Discussions have been a vital part of everyone’s experience with Rapture, Blister, Burn. The differing positions and beliefs of the characters, and the women portraying them, have led to some late nights and intense conversation.
“I was never surprised by our conversations,” says Schaffer. “I felt from the beginning there was an openness with this group. We are all here to give this story a voice. I have thoroughly enjoyed working with this group of people. They are supportive and giving. I hope that comes across in our performances. I hope the audience will find parts of this story relatable, funny, and poignant.”
“We surely have discussed some real life questions related to the play,” comments Larson, “but I won’t reveal those secrets! Let me say that this play has inspired a LOT of passionate and meaningful conversations. Indeed, the play has sparked some good debate as well, and I think we have used these conversations to our advantage to allow the play to actually speak for itself, rather than attempting to blanket it with a thematic idea or favor one point of view over another.”
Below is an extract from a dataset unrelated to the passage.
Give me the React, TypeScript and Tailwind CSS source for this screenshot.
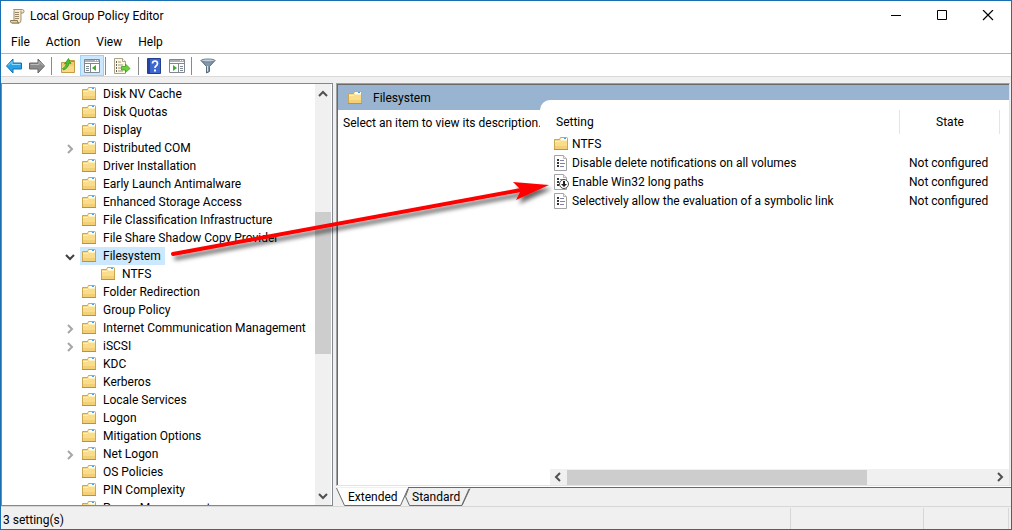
import { useState } from "react";

type TreeItem = {
  name: string;
  level?: number;
  expand?: "open" | "closed";
};

const treeItems: TreeItem[] = [
  { name: "Disk NV Cache" },
  { name: "Disk Quotas" },
  { name: "Display" },
  { name: "Distributed COM", expand: "closed" },
  { name: "Driver Installation" },
  { name: "Early Launch Antimalware" },
  { name: "Enhanced Storage Access" },
  { name: "File Classification Infrastructure" },
  { name: "File Share Shadow Copy Provider" },
  { name: "Filesystem", expand: "open" },
  { name: "NTFS", level: 1 },
  { name: "Folder Redirection" },
  { name: "Group Policy" },
  { name: "Internet Communication Management", expand: "closed" },
  { name: "iSCSI", expand: "closed" },
  { name: "KDC" },
  { name: "Kerberos" },
  { name: "Locale Services" },
  { name: "Logon" },
  { name: "Mitigation Options" },
  { name: "Net Logon", expand: "closed" },
  { name: "OS Policies" },
  { name: "PIN Complexity" },
  { name: "Power Management" },
];

const settings = [
  { name: "NTFS", icon: "folder", state: "" },
  { name: "Disable delete notifications on all volumes", icon: "policy", state: "Not configured" },
  { name: "Enable Win32 long paths", icon: "pending", state: "Not configured" },
  { name: "Selectively allow the evaluation of a symbolic link", icon: "policy", state: "Not configured" },
];

function FolderIcon() {
  return (
    <svg width="16" height="16" viewBox="0 0 16 16" className="shrink-0">
      <path d="M1.500 3.500h5l1-2h6q1 0 1 1v11h-13z" fill="#f3d88e" stroke="#cda650" />
      <path d="M8 2h6v2H7z" fill="#fffdf4" />
      <path d="M11 2h2v1h-2z" fill="#4a9be8" />
      <path d="M2 6h5l1-1h6v8H2z" fill="#f9dd8d" />
      <path d="M2 10h12v3H2z" fill="#f3cf78" />
      <path d="M2 5.500h5l1-1h6" fill="none" stroke="#fff1bd" />
      <path d="M1 13.500h14" stroke="#bd9140" />
    </svg>
  );
}

function PolicyIcon({ pending }: { pending?: boolean }) {
  return (
    <svg width="16" height="16" viewBox="0 0 16 16" className="shrink-0">
      <path d="M1.500.5h9l3 3v12h-12z" fill="#fff" stroke="#a3a3a3" />
      <path d="M10.500.5v3h3" fill="#eee" stroke="#b5b5b5" />
      <path d="M4 4h2v2H4zM4 7h2v2H4zM4 10h2v2H4z" fill="#333" />
      <path d="M7 5.500h4M7 8.500h5M7 11.500h4" stroke="#8580a5" />
      {pending && (
        <>
          <circle cx="11" cy="10" r="4.500" fill="#fff" stroke="#4a4a4a" />
          <path d="M10 7h2v3h2l-3 3-3-3h2z" fill="#222" />
        </>
      )}
    </svg>
  );
}

function ScrollIcon() {
  return (
    <svg width="16" height="16" viewBox="0 0 16 16">
      <path d="M4.500 1.500h9q1.500 0 1.500 2t-2 1.500h-1v7q0 3-2 3h-7q2-1 2-3v-8q0-2 1-2.500z" fill="#f4ecd2" stroke="#a1906a" />
      <path d="M12 5V2.500" stroke="#a1906a" />
      <path d="M1.500 12.500h7q-.5 2.500 1.500 2.500H2.500q-1.500-1-1-2.500z" fill="#e2d4a8" stroke="#8d7a50" />
      <path d="M6 4.500h4M6 6.500h4M6 8.500h4M6 10.500h4" stroke="#998a6a" />
    </svg>
  );
}

function ArrowIcon({ forward }: { forward?: boolean }) {
  return forward ? (
    <svg width="16" height="16" viewBox="0 0 16 16">
      <path d="M15.500 8 9 1v4H.5v6H9v4z" fill="#8b8b8b" stroke="#666" />
      <path d="M1.500 6.500H10V3.500L14 7.500" fill="none" stroke="#bcbcbc" />
    </svg>
  ) : (
    <svg width="16" height="16" viewBox="0 0 16 16">
      <path d="M.5 8 7 1v4h8.500v6H7v4z" fill="#27a3e8" stroke="#1870ae" />
      <path d="M2 7.500 6 3.500v3h8.500" fill="none" stroke="#8bdcff" />
    </svg>
  );
}

function UpIcon() {
  return (
    <svg width="16" height="16" viewBox="0 0 16 16">
      <path d="M1.500 4.500h6l1-2h6v12h-13z" fill="#f1cc72" stroke="#c59b45" />
      <path d="M2 8h12v6H2z" fill="#f8d98a" />
      <path d="M11 3h3v1h-3z" fill="#4a9be8" />
      <path d="M2.500 10.500Q6 9 6.500 5.500l-2 .5L8.500.5l2.500 5-2-.5Q8.500 10 3.500 12z" fill="#4cc02c" stroke="#2f8c1b" strokeWidth=".7" />
    </svg>
  );
}

function PaneIcon({ right }: { right?: boolean }) {
  return (
    <svg width="16" height="16" viewBox="0 0 16 16">
      <path d="M.5 1.500h15v13H.5z" fill="#fff" stroke="#7f8790" />
      <path d="M1 2h14v2H1z" fill="#a8b1ba" />
      <path d="M11 2.500h1M13 2.500h1" stroke="#fff" />
      <path d="M1 5.500h14" stroke="#7f8790" />
      {right ? (
        <>
          <path d="M9.500 6v8" stroke="#7f8790" />
          <path d="M11 8.500h3M11 10.500h3M11 12.500h3" stroke="#7f8790" />
          <path d="M4 7v6l4-3z" fill="#3fae2a" />
        </>
      ) : (
        <>
          <path d="M6.500 6v8" stroke="#7f8790" />
          <path d="M2 8.500h3M2 10.500h3M2 12.500h3" stroke="#7f8790" />
          <path d="M12 7v6l-4-3z" fill="#3fae2a" />
        </>
      )}
    </svg>
  );
}

function ExportIcon() {
  return (
    <svg width="18" height="16" viewBox="0 0 18 16">
      <path d="M1.500.5h8l3 3v12h-11z" fill="#fdf8df" stroke="#aaa38a" />
      <path d="M9.500.5v3h3" fill="#fff" stroke="#aaa38a" />
      <path d="M3 4h1M3 7h1M3 10h1M3 13h1" stroke="#333" strokeWidth="1.500" />
      <path d="M5 4h3M5 7h5M5 10h3M5 13h5" stroke="#99998a" />
      <path d="M8.500 8.500h4V6l4.500 4.500-4.500 4v-2.500h-4z" fill="#68d13b" stroke="#3d9d22" strokeWidth=".8" />
    </svg>
  );
}

function HelpIcon() {
  return (
    <svg width="14" height="16" viewBox="0 0 14 16">
      <path d="M.5.5h13v15H.5z" fill="#3f68cf" stroke="#23408f" />
      <path d="M1 1h2v14H1z" fill="#23459f" />
      <path d="M5.500 5.500Q5.500 3 8 3t2.500 2.500Q10.500 7 9 8q-1 .7-1 2" fill="none" stroke="#fff" strokeWidth="1.700" />
      <path d="M7 11.500h2v2H7z" fill="#fff" />
    </svg>
  );
}

function FilterIcon() {
  return (
    <svg width="16" height="16" viewBox="0 0 16 16">
      <path d="M1 2.500 6.500 8.500V15l3-1.500v-5L15 2.500z" fill="#8197aa" stroke="#566b7d" />
      <path d="M7.500 8V13.500" stroke="#d2dee8" />
      <ellipse cx="8" cy="2.500" rx="7" ry="1.500" fill="#c3d0db" stroke="#6c8091" />
    </svg>
  );
}

const chevronPaths = {
  up: "M4 10l4-4 4 4",
  down: "M4 6l4 4 4-4",
  left: "M10 4 6 8l4 4",
  right: "M6 4l4 4-4 4",
};

function Chevron({ dir, className }: { dir: keyof typeof chevronPaths; className?: string }) {
  return (
    <svg width="16" height="16" viewBox="0 0 16 16" className={className}>
      <path d={chevronPaths[dir]} fill="none" stroke="currentColor" strokeWidth="2" />
    </svg>
  );
}

function Separator() {
  return <div className="h-[18px] w-px bg-[#8a8a8a]" />;
}

function Tree({ selected, onSelect }: { selected: string; onSelect: (name: string) => void }) {
  return (
    <div className="flex w-[332px] shrink-0 border border-[#828790] bg-white">
      <ul className="min-w-0 flex-1 overflow-hidden pt-px">
        {treeItems.map((item) => {
          const active = item.name === selected && !item.level;
          return (
            <li key={item.name} className={`flex h-[18px] items-center ${item.level ? "pl-[79px]" : "pl-[60px]"}`}>
              <span className="w-[18px] shrink-0 pt-0.5">
                {item.expand && (
                  <button aria-label={`Toggle ${item.name}`} className="block">
                    {item.expand === "open" ? (
                      <Chevron dir="down" className="text-[#404040]" />
                    ) : (
                      <Chevron dir="right" className="text-[#a6a6a6]" />
                    )}
                  </button>
                )}
              </span>
              <button
                onClick={() => onSelect(item.name)}
                className={`flex h-[18px] items-center gap-1.5 whitespace-nowrap pl-px pr-1 ${active ? "bg-[#cce8ff]" : ""}`}
              >
                <FolderIcon />
                {item.name}
              </button>
            </li>
          );
        })}
      </ul>
      <div className="mr-px flex w-4 flex-col bg-[#f0f0f0] text-[#505050]">
        <button aria-label="Scroll up" className="pt-0.5">
          <Chevron dir="up" />
        </button>
        <div className="flex flex-1 flex-col">
          <div className="flex-[110]" />
          <div className="flex-[141] bg-[#cdcdcd]" />
          <div className="flex-[134]" />
        </div>
        <button aria-label="Scroll down" className="pb-px">
          <Chevron dir="down" />
        </button>
      </div>
    </div>
  );
}

function SettingsTable() {
  return (
    <table className="w-full table-fixed border-collapse text-left">
      <colgroup>
        <col />
        <col className="w-[100px]" />
        <col className="w-[10px]" />
      </colgroup>
      <thead>
        <tr className="h-6">
          <th className="pl-4 font-normal">Setting</th>
          <th className="border-x border-[#e5e5e5] p-0 pl-0.5 text-center font-normal">State</th>
          <td />
        </tr>
      </thead>
      <tbody>
        {settings.map((row) => (
          <tr key={row.name} className="h-[19px]">
            <td className="p-0 pl-[13px]">
              <div className="flex items-center gap-[3px] whitespace-nowrap">
                {row.icon === "folder" ? <FolderIcon /> : <PolicyIcon pending={row.icon === "pending"} />}
                {row.name}
              </div>
            </td>
            <td className="whitespace-nowrap p-0 pl-2.5">{row.state}</td>
            <td />
          </tr>
        ))}
      </tbody>
    </table>
  );
}

function ViewTabs() {
  return (
    <div className="relative h-[18px] shrink-0">
      <svg width="136" height="19" viewBox="0 0 136 19" className="absolute left-0 top-0">
        <path d="M72.500.5h62l-8 17h-53l-4-9z" fill="#f0f0f0" />
        <path d="M134 .5l-8 17H73.500l-4-9 3-8" fill="none" stroke="#696969" />
        <path d="M133 1l-7 16" fill="none" stroke="#696969" />
        <path d="M0 0h72l-8 17.500H8.500z" fill="#fff" />
        <path d="M.5 0l8 17.500h56l7.500-17" fill="none" stroke="#696969" />
      </svg>
      <div role="tablist" className="relative flex h-full pl-3">
        <button role="tab" aria-selected="true" className="w-16 text-left">
          Extended
        </button>
        <button role="tab" aria-selected="false" className="text-left">
          Standard
        </button>
      </div>
    </div>
  );
}

export default function App() {
  const [selected, setSelected] = useState("Filesystem");

  return (
    <div className="relative flex h-screen flex-col overflow-hidden border border-[#1a6fb3] bg-[#f0f0f0] font-['Roboto','Open_Sans',sans-serif] text-[12px] leading-4 text-black">
      <header className="shrink-0 bg-white">
        <div className="flex h-[30px] items-center pl-2">
          <ScrollIcon />
          <h1 className="flex-1 pl-[5px]">Local Group Policy Editor</h1>
          <button aria-label="Minimize" className="flex w-[46px] justify-center">
            <svg width="12" height="12" viewBox="0 0 12 12">
              <path d="M1 5.500h10" stroke="#000" />
            </svg>
          </button>
          <button aria-label="Maximize" className="flex w-[46px] justify-center">
            <svg width="12" height="12" viewBox="0 0 12 12">
              <path d="M1.500.5h9v9h-9z" fill="none" stroke="#000" />
            </svg>
          </button>
          <button aria-label="Close" className="flex w-[46px] justify-center">
            <svg width="12" height="12" viewBox="0 0 12 12">
              <path d="M1 0l10 10M11 0 1 10" stroke="#000" strokeWidth="1.200" />
            </svg>
          </button>
        </div>
        <nav className="flex h-[22px] items-center gap-4 pl-2.5">
          <button>File</button>
          <button>Action</button>
          <button>View</button>
          <button>Help</button>
        </nav>
        <div className="flex h-6 items-center border-b border-t border-b-[#dadada] border-t-[#b1b5bd] pl-[5px] pt-px">
          <button aria-label="Back">
            <ArrowIcon />
          </button>
          <button aria-label="Forward" className="pl-[7px] pr-1.5">
            <ArrowIcon forward />
          </button>
          <Separator />
          <button aria-label="Up one level" className="pl-2 pr-1">
            <UpIcon />
          </button>
          <button
            aria-label="Show or hide console tree"
            className="flex h-[21px] w-6 items-center justify-center border border-[#99d1ff] bg-[#cce8ff]"
          >
            <PaneIcon />
          </button>
          <div className="w-px" />
          <Separator />
          <button aria-label="Export list" className="px-[7px]">
            <ExportIcon />
          </button>
          <Separator />
          <button aria-label="Help" className="px-2">
            <HelpIcon />
          </button>
          <button aria-label="Show or hide action pane" className="pr-1.5">
            <PaneIcon right />
          </button>
          <Separator />
          <button aria-label="Filter" className="pl-2">
            <FilterIcon />
          </button>
        </div>
      </header>

      <main className="flex min-h-0 flex-1 gap-[3px] pt-1.5">
        <Tree selected={selected} onSelect={setSelected} />

        <section className="flex min-w-0 flex-1 flex-col">
          <div className="mr-px flex min-h-0 flex-1 flex-col border-b border-l border-r border-t border-b-[#e3e3e3] border-l-[#a0a0a0] border-r-[#e3e3e3] border-t-[#a0a0a0]">
            <div className="flex min-h-0 flex-1 border-l border-t border-[#696969] bg-[#99b4d1]">
              <div className="flex w-[202px] shrink-0 flex-col">
                <div className="flex h-[25px] items-center gap-2.5 pl-[9px]">
                  <FolderIcon />
                  <h2>{selected}</h2>
                </div>
                <p className="flex-1 whitespace-nowrap bg-white pl-[5px] pt-[5px]">Select an item to view its description.</p>
              </div>
              <div className="flex min-w-0 flex-1 flex-col pt-[15px]">
                <div className="h-2.5 rounded-tl-[10px] bg-white" />
                <div className="min-h-0 flex-1 bg-white">
                  <SettingsTable />
                </div>
                <div className="bg-white pl-2.5">
                  <div className="flex h-4 items-center bg-[#f0f0f0] text-[#505050]">
                    <button aria-label="Scroll left" className="w-[17px]">
                      <Chevron dir="left" />
                    </button>
                    <div className="flex h-[15px] flex-1">
                      <div className="flex-[300] bg-[#cdcdcd]" />
                      <div className="flex-[125]" />
                    </div>
                    <button aria-label="Scroll right" className="w-[17px]">
                      <Chevron dir="right" />
                    </button>
                  </div>
                </div>
              </div>
            </div>
          </div>
          <div className="h-px shrink-0 bg-white" />
          <div className="ml-[72px] h-px shrink-0 bg-[#696969]" />
          <ViewTabs />
        </section>
      </main>

      <footer className="flex h-[23px] shrink-0 border-t border-[#d7d7d7] pt-px">
        <span className="flex-1 pl-0.5 pt-1">3 setting(s)</span>
        <span className="w-[133px] border-l border-[#d7d7d7]" />
        <span className="mr-0.5 w-[86px] border-x border-[#d7d7d7]" />
      </footer>

      {/* pointer from the tree node to the policy */}
      <svg width="400" height="100" viewBox="0 0 400 100" className="pointer-events-none absolute left-[164px] top-[169px]">
        <defs>
          <filter id="arrow-shadow" x="-10%" y="-20%" width="120%" height="150%">
            <feDropShadow dx="3" dy="4" stdDeviation="2" floodColor="#000" floodOpacity="0.6" />
          </filter>
        </defs>
        <g filter="url(#arrow-shadow)" fill="#f00">
          <path d="M8 84 L356 20" stroke="#f00" strokeWidth="4" strokeLinecap="round" />
          <path d="M384 15 L348 12 L356 20 L351 30 Z" />
        </g>
      </svg>
    </div>
  );
}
“I think audiences will feel engaged, shocked, and maybe even a little disturbed by the play. I think they will also find some parts sneakily hilarious, and some outright funny. They might shed a tear for the heartbreak. The actors and designers are superb, and they are revealing the uniqueness of the characters and the world. I hope that audiences will be discussing and debating the character choices after the performance!”
And ultimately, each person will come to their own conclusion about Rapture, Blister, Burn, and what these women all go through. But all of us will keep charging towards our own finish, no matter where that might be. Or how it keeps changing.
Rapture, Blister, Burn is presented by Iowa Stage at the Kum & Go Theatre beginning May 10 and running through May 20. Tickets are available through the Iowa Stage website or at the door while available.